Panthers coach Paul Maurice acknowledged, “That’s got to stop,” but declined to go into the specifics of how.

“That's an excellent question, truly,” Maurice said. “And we'll fix it. That's how I feel about it. We can fix it.”

Breaking down Game 5 of the Stanley Cup Finals

Florida was able to survive its struggling power play in the first three games of the series because its penalty kill was able to hold Edmonton’s high-octane power play in check. But it’s become a bigger problem now that the Oilers power play has come to come to life.

Edmonton converted on 19 of 51 power-play opportunities for an NHL-best 37.3 percent efficiency through the first three rounds of the playoffs but was 0-for-10 in the first three games of the Cup Final. Its man-advantage drought reached 12 before Ryan Nugent-Hopkins’ 5-on-3 goal at 13:03 of the second period of Game 4.

That goal seemed to give the Oilers some confidence on the power play going into Game 5. After the Oilers first power play was cut short after 1:03 by a Nugent-Hopkins hooking penalty in first period, they made full use of their second power play to begin the second period.

There were only two seconds left in Niko Mikkola’s interference penalty when Evan Bouchard’s center point shot deflected in off Oilers forward Zach Hyman in front to make it 2-0 at 1:58 of the second period. There were only eight seconds left on Kyle Okposo’s hooking penalty when Corey Perry converted a pass from Connor McDavid for another power-play goal that increased Edmonton’s lead to 4-1 at 11:54 of the second.

McDavid did most of the work on that one, appearing to catch the Panthers napping near the end of the power play with a dazzling 1-on-4 rush before passing to Perry on his right for the finish.

“We just got caught late,” Maurice said. “I think we can clean some of that up with keeping our energy a little higher, go a little shorter.”

The Panthers pushed back after that with goals from Rodrigues and Oliver Ekman-Larsson to get within 4-3 before McDavid’s completed his second consecutive four-point game (two goals, two assists) with a clinching empty-net goal at 19:41.

Perry’s power-play goal turned out to be the game-winner. Edmonton finished the game 2-for-5 with the man-advantage.

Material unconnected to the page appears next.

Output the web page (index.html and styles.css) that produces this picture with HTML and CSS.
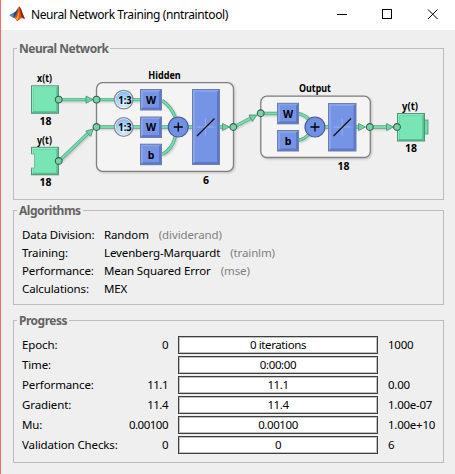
FILE: index.html
```html
<!DOCTYPE html>
<html lang="en">
<head>
<meta charset="utf-8">
<title>Neural Network Training (nntraintool)</title>
<link rel="stylesheet" href="styles.css">
</head>
<body>
<div class="window">
  <header class="titlebar">
    <svg class="logo" width="16" height="16" viewBox="0 0 16 16">
      <path d="M0 9 L5 6.5 L8 9 L4.5 12Z" fill="#3d8fc4"/>
      <path d="M5 6.5 C7 6 8 3 10 .5 L8 9 L4.5 12Z" fill="#284a70"/>
      <path d="M10 .5 C8.7 4 8 9 4.5 12 C6 11.5 7 13 8 15.5 C10.5 14 11 10.5 16 13 C13.5 8 12 1 10 .5Z" fill="#d95319"/>
      <path d="M10 .5 C12 1 13.5 8 16 13 L12.5 11 C11.8 7 11 3 10 .5Z" fill="#8c2412"/>
      <path d="M9.5 4 C9.5 8 8.5 11 7 12.5 L8 15 C10 13 10.5 8 9.5 4Z" fill="#f4a43a"/>
    </svg>
    <h1 class="title">Neural Network Training (nntraintool)</h1>
    <svg class="controls" width="102" height="12" viewBox="0 0 102 12">
      <path d="M0 6.500H10M45.500 1.500H54.500V10.500H45.500Z" shape-rendering="crispEdges"/>
      <path d="M91 1.500L100.500 11M100.500 1.500L91 11"/>
    </svg>
  </header>

  <main class="content">
    <section class="panel network">
      <h2 class="legend">Neural Network</h2>
      <svg class="diagram" width="429" height="142" viewBox="14 57 429 142">
        <defs>
          <radialGradient id="delay" cx=".5" cy=".75" r=".7">
            <stop offset="0" stop-color="#e4f6ff"/><stop offset=".5" stop-color="#b0d8fc"/><stop offset="1" stop-color="#8fbcf0"/>
          </radialGradient>
          <filter id="shadow" x="-20%" y="-20%" width="150%" height="150%">
            <feDropShadow dx="1" dy="1" stdDeviation=".8" flood-color="#000" flood-opacity=".2"/>
          </filter>
          <g id="small">
            <rect width="22" height="21.500" fill="#6f7fa8"/>
            <path d="M1 1H21L19 3H3V18.500L1 20.500Z" fill="#88a3ee"/>
            <path d="M21 1V20.500H1L3 18.500H19V3Z" fill="#5c78cc"/>
            <rect x="3" y="3" width="16" height="15.500" fill="#7594e6"/>
          </g>
          <g id="sum">
            <circle r="10" fill="#7090e4" stroke="#4a5b94" stroke-width="1.200"/>
            <path d="M-4.500 0H4.500M0-4.500V4.500" stroke="#000" stroke-width="1.300"/>
          </g>
          <g id="terminal">
            <rect width="28" height="28.500" fill="#4f9576"/>
            <path d="M1 1H27L25.500 2.500H2.500V26L1 27.500Z" fill="#90edc3"/>
            <path d="M27 1V27.500H1L2.500 26H25.500V2.500Z" fill="#5bbf94"/>
            <rect x="2.500" y="2.500" width="23" height="23.500" fill="#78e6b4"/>
          </g>
          <circle id="port" r="3.400" fill="#74d5a6" stroke="#3a5f4d" stroke-width="1.100"/>
          <path id="head" d="M-6.500-3.600L.5 0L-6.500 3.600Z" fill="#6fd3a4" stroke="#4a9173" stroke-width=".8"/>
        </defs>

        <g filter="url(#shadow)" fill="#f4f4f4" stroke="#808080" stroke-width="1.300">
          <rect x="96.500" y="82.700" width="137" height="88.600" rx="6"/>
          <rect x="260.800" y="96.200" width="109.500" height="61.300" rx="6"/>
        </g>

        <g filter="url(#shadow)">
          <g class="wire-edge">
            <path d="M59 99.600H87M59 161L89 132.500M97 99.600H140M97 127H192M162 100.500Q171 106 175.500 118M162 154.500Q172 150 175.500 136M220 127H224M234 127L251 118M261 113.500H277M298 113.500Q305 115 309 119.500M298 140.500Q305 139 309 134M322 127H328M356 127H360M370 127H388"/>
          </g>
          <g class="wire">
            <path d="M59 99.600H87M59 161L89 132.500M97 99.600H140M97 127H192M162 100.500Q171 106 175.500 118M162 154.500Q172 150 175.500 136M220 127H224M234 127L251 118M261 113.500H277M298 113.500Q305 115 309 119.500M298 140.500Q305 139 309 134M322 127H328M356 127H360M370 127H388"/>
          </g>
        </g>
        <use href="#head" x="92.500" y="99.600"/>
        <use href="#head" transform="translate(93 129.300) rotate(-43)"/>
        <use href="#head" x="229" y="127"/>
        <use href="#head" transform="translate(256.500 115.300) rotate(-27)"/>
        <use href="#head" x="365" y="127"/>
        <use href="#head" x="393" y="127"/>

        <rect x="424.500" y="120" width="3.500" height="14" fill="#72d9aa" stroke="#4d9c78" stroke-width=".8"/>
        <use href="#terminal" x="31" y="85.300"/>
        <use href="#terminal" x="31" y="146.800"/>
        <use href="#terminal" x="397" y="113"/>
        <g>
          <use href="#small" x="140" y="89"/><use href="#small" x="140" y="116.500"/><use href="#small" x="140" y="143.700"/>
          <use href="#small" x="277" y="102.800"/><use href="#small" x="277" y="130"/>
          <rect x="192" y="89" width="28" height="76" fill="#6f7fa8"/>
          <path d="M193 90H219L217 92H195V162L193 164Z" fill="#88a3ee"/>
          <path d="M219 90V164H193L195 162H217V92Z" fill="#5c78cc"/>
          <rect x="195" y="92" width="22" height="70" fill="#7594e6"/>
          <rect x="328" y="103" width="28.500" height="48.500" fill="#6f7fa8"/>
          <path d="M329 104H355.500L353.500 106H331V148.500L329 150.500Z" fill="#88a3ee"/>
          <path d="M355.500 104V150.500H329L331 148.500H353.500V106Z" fill="#5c78cc"/>
          <rect x="331" y="106" width="22.500" height="42.500" fill="#7594e6"/>
          <use href="#sum" x="178.300" y="127"/><use href="#sum" x="315" y="127"/>
          <circle cx="123.700" cy="99.600" r="9.300" fill="#fff" stroke="#858b94" stroke-width="1.300"/>
          <circle cx="123.700" cy="99.600" r="8" fill="url(#delay)"/>
          <circle cx="123.700" cy="127" r="9.300" fill="#fff" stroke="#858b94" stroke-width="1.300"/>
          <circle cx="123.700" cy="127" r="8" fill="url(#delay)"/>
        </g>
        <path d="M30 154H34.500V168H30Z" fill="#efefef"/>
        <path d="M31 154H34.500V168H31" fill="none" stroke="#74ad94" stroke-width=".8"/>
        <path d="M197 127H214M205.500 118.500V135.500M333.500 127H351M342.200 118.500V135.500" stroke="#9aafea" stroke-width="1"/>
        <path d="M197 136L214.500 118.500M333.500 136L351 118.500" stroke="#111" stroke-width="1.200"/>

        <use href="#port" x="58.700" y="99.600"/><use href="#port" x="58.700" y="161"/>
        <use href="#port" x="96.500" y="99.600"/><use href="#port" x="96.500" y="127"/>
        <use href="#port" x="233.300" y="127"/><use href="#port" x="260.700" y="113.300"/>
        <use href="#port" x="369.800" y="127"/><use href="#port" x="397" y="127"/>

        <g class="label">
          <text x="44.500" y="81.500" textLength="15" lengthAdjust="spacingAndGlyphs">x(t)</text><text x="45.500" y="124.500">18</text>
          <text x="44.500" y="143.500" textLength="15" lengthAdjust="spacingAndGlyphs">y(t)</text><text x="45.500" y="185.500">18</text>
          <text x="164.500" y="78.500" textLength="32.500" lengthAdjust="spacingAndGlyphs">Hidden</text><text x="206" y="183.500">6</text>
          <text x="315" y="91.500" textLength="32" lengthAdjust="spacingAndGlyphs">Output</text><text x="343.500" y="169.500">18</text>
          <text x="410" y="109.500" textLength="16" lengthAdjust="spacingAndGlyphs">y(t)</text><text x="411" y="151.500">18</text>
          <text x="125" y="104" textLength="13.500" lengthAdjust="spacingAndGlyphs">1:3</text>
          <text x="125" y="131.300" textLength="13.500" lengthAdjust="spacingAndGlyphs">1:3</text>
          <text x="151" y="104">W</text><text x="151" y="131.300">W</text><text x="151" y="158.500">b</text>
          <text x="288" y="117.500">W</text><text x="288" y="145.300">b</text>
        </g>
      </svg>
    </section>

    <section class="panel algorithms">
      <h2 class="legend">Algorithms</h2>
      <dl class="facts">
        <dt>Data Division:</dt><dd>Random<span class="hint">(dividerand)</span></dd>
        <dt>Training:</dt><dd>Levenberg-Marquardt<span class="hint">(trainlm)</span></dd>
        <dt>Performance:</dt><dd>Mean Squared Error<span class="hint">(mse)</span></dd>
        <dt>Calculations:</dt><dd>MEX</dd>
      </dl>
    </section>

    <section class="panel progress">
      <h2 class="legend">Progress</h2>
      <div class="rows">
        <div class="row"><span>Epoch:</span><span class="start">0</span><div class="bar">0 iterations</div><span class="goal">1000</span></div>
        <div class="row"><span>Time:</span><span class="start"></span><div class="bar">0:00:00</div><span class="goal"></span></div>
        <div class="row"><span>Performance:</span><span class="start">11.1</span><div class="bar">11.1</div><span class="goal">0.00</span></div>
        <div class="row"><span>Gradient:</span><span class="start">11.4</span><div class="bar">11.4</div><span class="goal">1.00e-07</span></div>
        <div class="row"><span>Mu:</span><span class="start">0.00100</span><div class="bar">0.00100</div><span class="goal">1.00e+10</span></div>
        <div class="row"><span>Validation Checks:</span><span class="start">0</span><div class="bar">0</div><span class="goal">6</span></div>
      </div>
    </section>
  </main>
</div>
</body>
</html>
```
FILE: styles.css
```css
* { box-sizing: border-box; }

body {
  margin: 0;
  font: 11.5px/18px "Noto Sans", "Open Sans", sans-serif;
  letter-spacing: -.12px;
  color: #000;
  background: #efefef;
}

.window {
  height: 474px;
  border-left: 1px solid #f8696b;
  overflow: hidden;
}

.titlebar {
  display: flex;
  align-items: center;
  height: 30px;
  padding: 0 16px 2px 8px;
  background: #fff;
}

.title {
  margin: 2px 0 0 6px;
  font-size: 12px;
  font-weight: 400;
  letter-spacing: -.4px;
  white-space: nowrap;
}

.controls {
  margin-left: auto;
  fill: none;
  stroke: #000;
  stroke-width: 1;
}

.content { padding: 18px 11px 0 12px; }

.panel { border: 1px solid #bcbcbc; }

.network { height: 152px; margin-bottom: 10px; }
.algorithms { height: 95px; margin-bottom: 15px; }
.progress { height: 143px; }

.legend {
  width: fit-content;
  height: 16px;
  margin: -8px 0 0 3px;
  padding: 0 2px;
  font-size: 12px;
  line-height: 16px;
  font-weight: 700;
  letter-spacing: -.5px;
  color: #646464;
  background: #efefef;
}

.diagram { display: block; }

.wire-edge { fill: none; stroke: #55a583; stroke-width: 3.4; }
.wire { fill: none; stroke: #78dbaf; stroke-width: 2; }

.label {
  font-size: 10.5px;
  font-weight: 700;
  letter-spacing: 0;
  text-anchor: middle;
}

.facts {
  display: grid;
  grid-template-columns: 82px 1fr;
  grid-auto-rows: 18px;
  margin: 7px 0 0 8px;
}

.facts dd { margin: 0; }

.hint { margin-left: 10px; color: #808080; }

.rows {
  display: grid;
  gap: 2px;
  margin: 7px 0 0 8px;
}

.row {
  display: grid;
  grid-template-columns: 98px 58px 200px 1fr;
  height: 18px;
  white-space: nowrap;
}

.start {
  padding-right: 10px;
  text-align: right;
  letter-spacing: -.5px;
}

.goal {
  padding-left: 10px;
  letter-spacing: -.25px;
}

.bar {
  border: 1px solid #3f3f3f;
  box-shadow: inset 0 0 0 1px #c0c0c0;
  background: #fff;
  text-align: center;
  line-height: 15px;
  letter-spacing: -.4px;
}
```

“I think we had been good, still battling, having good sticks,” Ekman-Larsson said of the Panthers penalty kill. “We just have to keep battling, keep doing what we do. Obviously, we believe in our kill. It’s been good all year.”

Florida outscored Edmonton 3-1 at 5-on-5, but was outscored 3-0 on special teams, which turned out to be the difference in the game.

“They put the puck in the net when they had their chances,” Tkachuk said. “We had a good push. Thought 5-on-5 (we) played really well tonight. That's something to build off of for next game. Obviously, we want to keep it 5-on-5. We want to stay out of the box. If we do get a power play, capitalize on it, but try to keep it 5-on-5 as much as possible.”